** START OF Available data **

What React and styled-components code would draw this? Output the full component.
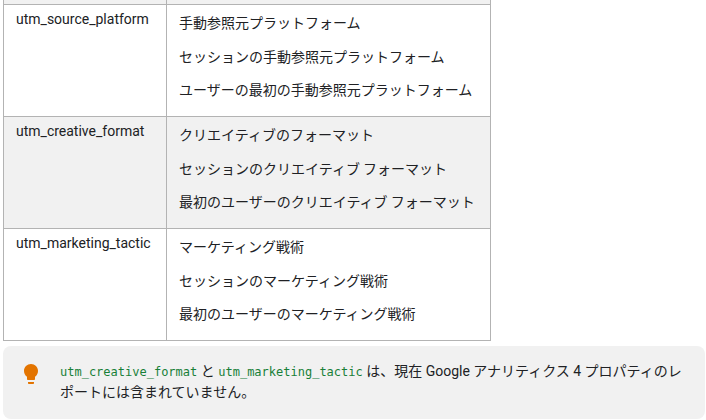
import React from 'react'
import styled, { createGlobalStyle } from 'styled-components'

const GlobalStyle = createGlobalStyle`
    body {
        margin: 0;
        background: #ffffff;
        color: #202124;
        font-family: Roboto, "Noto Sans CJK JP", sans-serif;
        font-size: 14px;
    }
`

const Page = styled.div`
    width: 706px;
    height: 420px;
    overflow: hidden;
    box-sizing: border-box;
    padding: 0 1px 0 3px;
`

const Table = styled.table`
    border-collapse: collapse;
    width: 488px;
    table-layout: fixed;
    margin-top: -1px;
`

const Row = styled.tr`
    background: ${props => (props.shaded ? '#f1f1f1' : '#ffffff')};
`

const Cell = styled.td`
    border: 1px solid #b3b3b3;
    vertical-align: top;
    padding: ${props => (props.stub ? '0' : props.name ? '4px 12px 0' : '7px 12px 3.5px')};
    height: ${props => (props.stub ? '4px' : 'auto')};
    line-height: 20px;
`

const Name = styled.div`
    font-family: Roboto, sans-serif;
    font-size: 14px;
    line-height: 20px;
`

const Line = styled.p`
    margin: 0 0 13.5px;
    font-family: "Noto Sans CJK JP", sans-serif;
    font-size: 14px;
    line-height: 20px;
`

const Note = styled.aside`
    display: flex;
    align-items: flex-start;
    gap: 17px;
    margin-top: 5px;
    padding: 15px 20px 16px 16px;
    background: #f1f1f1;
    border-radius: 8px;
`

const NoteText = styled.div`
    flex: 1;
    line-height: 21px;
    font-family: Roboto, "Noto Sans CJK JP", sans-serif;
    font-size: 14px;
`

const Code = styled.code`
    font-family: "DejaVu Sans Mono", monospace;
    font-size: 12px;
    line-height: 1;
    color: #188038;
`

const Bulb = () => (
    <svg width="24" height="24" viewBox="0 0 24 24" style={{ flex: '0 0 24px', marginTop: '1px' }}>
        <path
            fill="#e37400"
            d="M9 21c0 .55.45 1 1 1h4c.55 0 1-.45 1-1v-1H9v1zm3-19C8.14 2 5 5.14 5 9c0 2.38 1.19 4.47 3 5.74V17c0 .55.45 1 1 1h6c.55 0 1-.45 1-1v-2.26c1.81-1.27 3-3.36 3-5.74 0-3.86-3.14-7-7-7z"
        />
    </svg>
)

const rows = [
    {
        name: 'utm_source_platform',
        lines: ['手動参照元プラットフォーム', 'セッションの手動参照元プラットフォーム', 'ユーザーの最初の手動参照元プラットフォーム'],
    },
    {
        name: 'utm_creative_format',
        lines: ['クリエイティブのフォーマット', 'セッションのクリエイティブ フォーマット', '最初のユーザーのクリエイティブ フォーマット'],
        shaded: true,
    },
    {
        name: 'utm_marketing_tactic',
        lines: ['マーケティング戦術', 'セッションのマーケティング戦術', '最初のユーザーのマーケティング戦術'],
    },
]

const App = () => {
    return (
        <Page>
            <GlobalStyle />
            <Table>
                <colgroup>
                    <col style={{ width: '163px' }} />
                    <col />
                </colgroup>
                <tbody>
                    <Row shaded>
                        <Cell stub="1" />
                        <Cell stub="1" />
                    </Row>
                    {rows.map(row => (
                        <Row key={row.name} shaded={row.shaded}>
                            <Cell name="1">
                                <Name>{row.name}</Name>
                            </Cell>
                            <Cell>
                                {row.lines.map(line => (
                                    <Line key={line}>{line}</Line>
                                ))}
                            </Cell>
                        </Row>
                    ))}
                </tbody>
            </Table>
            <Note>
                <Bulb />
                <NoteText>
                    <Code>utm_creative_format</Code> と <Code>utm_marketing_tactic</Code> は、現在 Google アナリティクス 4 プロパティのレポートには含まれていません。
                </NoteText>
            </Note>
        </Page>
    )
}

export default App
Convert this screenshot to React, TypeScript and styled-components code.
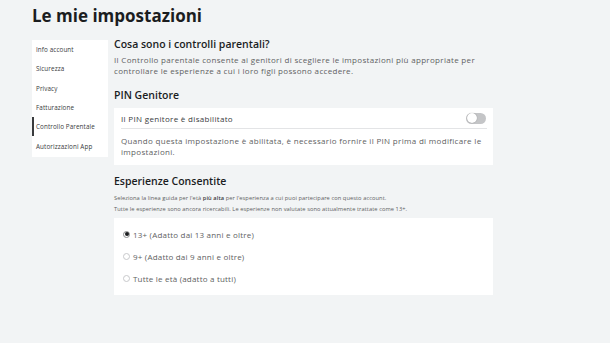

** END OF Available data **

* _Exercise goal_: Retype the records exactly. Any image in them should not appear in what you write.

* _Solved exercise_:
What React and styled-components code would draw this? Output the full component.
import React from 'react'
import styled, { createGlobalStyle } from 'styled-components'

const GlobalStyle = createGlobalStyle`
    body {
        margin: 0;
        background: #ffffff;
        color: #202124;
        font-family: Roboto, "Noto Sans CJK JP", sans-serif;
        font-size: 14px;
    }
`

const Page = styled.div`
    width: 706px;
    height: 420px;
    overflow: hidden;
    box-sizing: border-box;
    padding: 0 1px 0 3px;
`

const Table = styled.table`
    border-collapse: collapse;
    width: 488px;
    table-layout: fixed;
    margin-top: -1px;
`

const Row = styled.tr`
    background: ${props => (props.shaded ? '#f1f1f1' : '#ffffff')};
`

const Cell = styled.td`
    border: 1px solid #b3b3b3;
    vertical-align: top;
    padding: ${props => (props.stub ? '0' : props.name ? '4px 12px 0' : '7px 12px 3.5px')};
    height: ${props => (props.stub ? '4px' : 'auto')};
    line-height: 20px;
`

const Name = styled.div`
    font-family: Roboto, sans-serif;
    font-size: 14px;
    line-height: 20px;
`

const Line = styled.p`
    margin: 0 0 13.5px;
    font-family: "Noto Sans CJK JP", sans-serif;
    font-size: 14px;
    line-height: 20px;
`

const Note = styled.aside`
    display: flex;
    align-items: flex-start;
    gap: 17px;
    margin-top: 5px;
    padding: 15px 20px 16px 16px;
    background: #f1f1f1;
    border-radius: 8px;
`

const NoteText = styled.div`
    flex: 1;
    line-height: 21px;
    font-family: Roboto, "Noto Sans CJK JP", sans-serif;
    font-size: 14px;
`

const Code = styled.code`
    font-family: "DejaVu Sans Mono", monospace;
    font-size: 12px;
    line-height: 1;
    color: #188038;
`

const Bulb = () => (
    <svg width="24" height="24" viewBox="0 0 24 24" style={{ flex: '0 0 24px', marginTop: '1px' }}>
        <path
            fill="#e37400"
            d="M9 21c0 .55.45 1 1 1h4c.55 0 1-.45 1-1v-1H9v1zm3-19C8.14 2 5 5.14 5 9c0 2.38 1.19 4.47 3 5.74V17c0 .55.45 1 1 1h6c.55 0 1-.45 1-1v-2.26c1.81-1.27 3-3.36 3-5.74 0-3.86-3.14-7-7-7z"
        />
    </svg>
)

const rows = [
    {
        name: 'utm_source_platform',
        lines: ['手動参照元プラットフォーム', 'セッションの手動参照元プラットフォーム', 'ユーザーの最初の手動参照元プラットフォーム'],
    },
    {
        name: 'utm_creative_format',
        lines: ['クリエイティブのフォーマット', 'セッションのクリエイティブ フォーマット', '最初のユーザーのクリエイティブ フォーマット'],
        shaded: true,
    },
    {
        name: 'utm_marketing_tactic',
        lines: ['マーケティング戦術', 'セッションのマーケティング戦術', '最初のユーザーのマーケティング戦術'],
    },
]

const App = () => {
    return (
        <Page>
            <GlobalStyle />
            <Table>
                <colgroup>
                    <col style={{ width: '163px' }} />
                    <col />
                </colgroup>
                <tbody>
                    <Row shaded>
                        <Cell stub="1" />
                        <Cell stub="1" />
                    </Row>
                    {rows.map(row => (
                        <Row key={row.name} shaded={row.shaded}>
                            <Cell name="1">
                                <Name>{row.name}</Name>
                            </Cell>
                            <Cell>
                                {row.lines.map(line => (
                                    <Line key={line}>{line}</Line>
                                ))}
                            </Cell>
                        </Row>
                    ))}
                </tbody>
            </Table>
            <Note>
                <Bulb />
                <NoteText>
                    <Code>utm_creative_format</Code> と <Code>utm_marketing_tactic</Code> は、現在 Google アナリティクス 4 プロパティのレポートには含まれていません。
                </NoteText>
            </Note>
        </Page>
    )
}

export default App
Convert this screenshot to React, TypeScript and styled-components code.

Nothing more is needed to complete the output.